In 1977, Humboldt County loggers outraged over a plan to expand Redwood National Park carved a redwood into the shape of a peanut and brought it to President Jimmy Carter as a mock gift. Carter refused it, the park expansion went forward, and in time the area’s lumber mills fell quiet. The so-called “Orick Peanut” was parked outside a gas station along Highway 101 in Orick, where it remained for decades as a tourist curiosity. But the sculpture was ultimately outlived by the former peanut farmer who inspired it. Carter died at 100 on Sunday; the Orick Peanut was smashed to pieces last year by a hit-and-run driver. On Monday, Donna Hufford, a local business leader, likened the log’s doom to that of Orick itself, which never was able to get back on its feet. Times-Standard
Southern California
9.
Will Ferrell showed up to a Kings hockey game in Los Angeles on Sunday night dressed as Buddy the Elf, his character from the holiday classic “Elf.” While Buddy was relentlessly cheerful in the 2003 film, the Buddy that sat rinkside wore a stubborn scowl, as if he had endured some hard times over the last two decades. A FanDuel Sports Network broadcaster reported that Buddy told her it had been “a tough holiday season.” L.A. Times | Variety
10.
Some retirees in Riverside County are spending their golden years jumping out of airplanes. “It’s great stress relief,” said John Miller, 77. “When you step out of that plane, there’s no wife, no mortgage, no bills, none of that stuff. It’s 100 percent concentration all the time.” The New York Times hurtled through the air with Southern California’s skydiving seniors.
11.
The world’s largest California fan palm oasis.
A roadhouse that has hosted Paul McCartney and Robert Plant.
And the finest collection of midcentury modern architecture to be found anywhere.
The New York Times gave Palm Springs the “36 Hours” treatment.
Year in review
12.
As 2024 draws to a close, here’s a look back at 10 newsletter stories that grabbed your attention over the past year based a review of clicks, reader response, and social-media shares:
- The Tahitian surfer Raimana Van Bastolaer won fans as an instructor at Kelly Slater’s surf ranch in the San Joaquin Valley, appearing in videos helping novices get to their feet on perfect waves. In a clip that earned millions of views, Bastolaer performed an incredible save after a collision toppled his young pupil. @raimanaworld
- The author Myriam Gurba wrote about Dorothea Lange’s iconic “Migrant Mother,” Florence Thompson, who became “a symbol of White women’s destitution.” On a research trip to Nipomo, where Thompson was said to have made camp, Gurba half hoped to find a shrine. Instead, she found indifference. Places Journal
- A San Francisco couple bought a run-down property on the Russian River for $148,000 and replaced it with a modern house. Over time, what was intended as a second home became their primary residence. “I do go to the city, but kind of kicking and screaming, now that we’ve tasted the other side,” said Johanna Grawunder. The New York Times published pictures.

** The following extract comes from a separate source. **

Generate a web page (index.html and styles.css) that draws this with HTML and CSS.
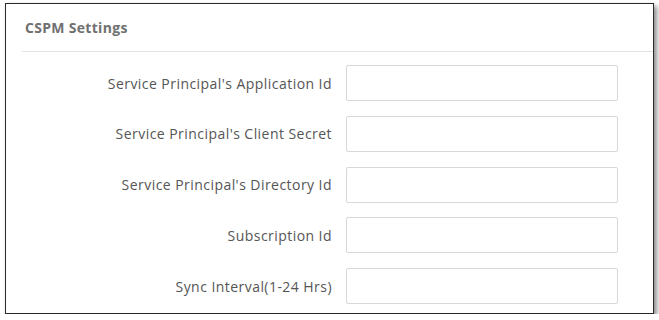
FILE: index.html
```html
<!DOCTYPE html>
<html lang="en">
<head>
    <meta charset="UTF-8">
    <meta name="viewport" content="width=device-width, initial-scale=1.0">
    <title>CSPM Settings</title>
    <link rel="stylesheet" href="styles.css">
</head>
<body>

<div class="panel">
    <div class="panel-header">CSPM Settings</div>

    <form class="settings-form">
        <label class="field-label" for="appId">Service Principal's Application Id</label>
        <input class="field-input" type="text" id="appId">

        <label class="field-label" for="clientSecret">Service Principal's Client Secret</label>
        <input class="field-input" type="text" id="clientSecret">

        <label class="field-label" for="directoryId">Service Principal's Directory Id</label>
        <input class="field-input" type="text" id="directoryId">

        <label class="field-label" for="subscriptionId">Subscription Id</label>
        <input class="field-input" type="text" id="subscriptionId">

        <label class="field-label" for="syncInterval">Sync Interval(1-24 Hrs)</label>
        <input class="field-input" type="text" id="syncInterval">
    </form>
</div>

</body>
</html>
```

FILE: styles.css
```css
/* General styling */
body {
    margin: 0;
    background: #fff;
    font-family: "Open Sans", "Noto Sans", Arial, sans-serif;
    color: #555;
}

.panel {
    box-sizing: border-box;
    width: 649px;
    height: 311px;
    margin: 3px 0 0 5px;
    background: #fff;
    border: 1px solid #2a2a2a;
    box-shadow: 3px 3px 5px rgba(0, 0, 0, 0.45);
}

/* Header */
.panel-header {
    display: flex;
    align-items: center;
    height: 47px;
    margin-left: 16px;
    padding-left: 3px;
    border-bottom: 1px solid #e2e2e2;
    font-size: 14px;
    font-weight: bold;
    letter-spacing: 0.3px;
    color: #707070;
}

/* Form rows */
.settings-form {
    display: grid;
    grid-template-columns: 1fr 272px;
    column-gap: 14px;
    row-gap: 14.75px;
    align-items: center;
    padding: 13px 35px 0 0;
    margin: 0;
}

.field-label {
    text-align: right;
    font-size: 14px;
    letter-spacing: 0.45px;
    color: #555;
}

.field-input {
    box-sizing: border-box;
    width: 272px;
    height: 36px;
    margin: 0;
    border: 1px solid #d8d8d8;
    border-radius: 2px;
    background: #fff;
}
```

- Writer Ryan Bradley and photographer Devin Oktar Yalkin set out on a quest to find the greatest trees in Los Angeles. “I’ve come to realize,” Bradley wrote, “that what I believe makes a tree great is not necessarily its size or its age but its ability to keep on living, especially if it has persisted despite prolonged neglect.” L.A. Times
- Adam Aleksic, an etymologist with a large social-media following, shared a video explainer on what he called the “Valley Girl ‘mmm.’” At some point, young women in the subcultural group associated with the San Fernando Valley began adding a small nasal sound to the end of their sentences. Watch until the end for Aleksic’s spot-on demonstration. 👉 @etymologynerd
- In a new tell-all memoir, Crystal Hefner recounts her life as a Playboy model and the last wife of Hugh Hefner. Crystal and other girlfriends who lived in the Playboy Mansion in Los Angeles were paid $1,000 a week and were expected to cater to the aging pornographer sexually. Back then, she said, it felt like her destiny. N.Y. Times
- In 2021, Trader Joe’s approached Chitra Agrawal, the owner of an Indian condiment company, about partnering on her pickles and chutneys. Months later, without warning, Trader Joe’s debuted its Garlic Achaar Sauce, a product Agrawal denounced as “a cheap knock off.” TASTE wrote about an open secret in the food business: Trader Joe’s has a “blatant and aggressive copycat culture.”
- The story of how Los Angeles drained the Owens Valley of its water has been told endlessly, most enduringly in the film “Chinatown.” But Los Angeles was just as thirsty for energy. The photographer Brandon Tauszik traversed the Owens Valley to create a fascinating visual chronicle of the hydropower plants of the Los Angeles Aqueduct. Distillations Magazine
- At 13, the Bay Area child prodigy Evan O’Dorney won the Scripps National Spelling Bee. A few years later, he won gold at the International Math Olympiad, and a year after he that solved a math problem that stumped Stanford professors. A reporter who interviewed O’Dorney as a child wondered what happened to him. “I certainly see myself as an artist, more so than a scientist,” the 30-year-old told her. S.F. Chronicle
- In Cambria, an old-school oyster bar offers sunset views that are nothing short of spectacular. In Santa Barbara, a 138-year-old hillside tavern could double as a museum. And in Nipomo, a steak house makes one of the best burgers anywhere. Eater named 15 restaurants along the Central Coast that are so good they’re worth taking a road trip to get there.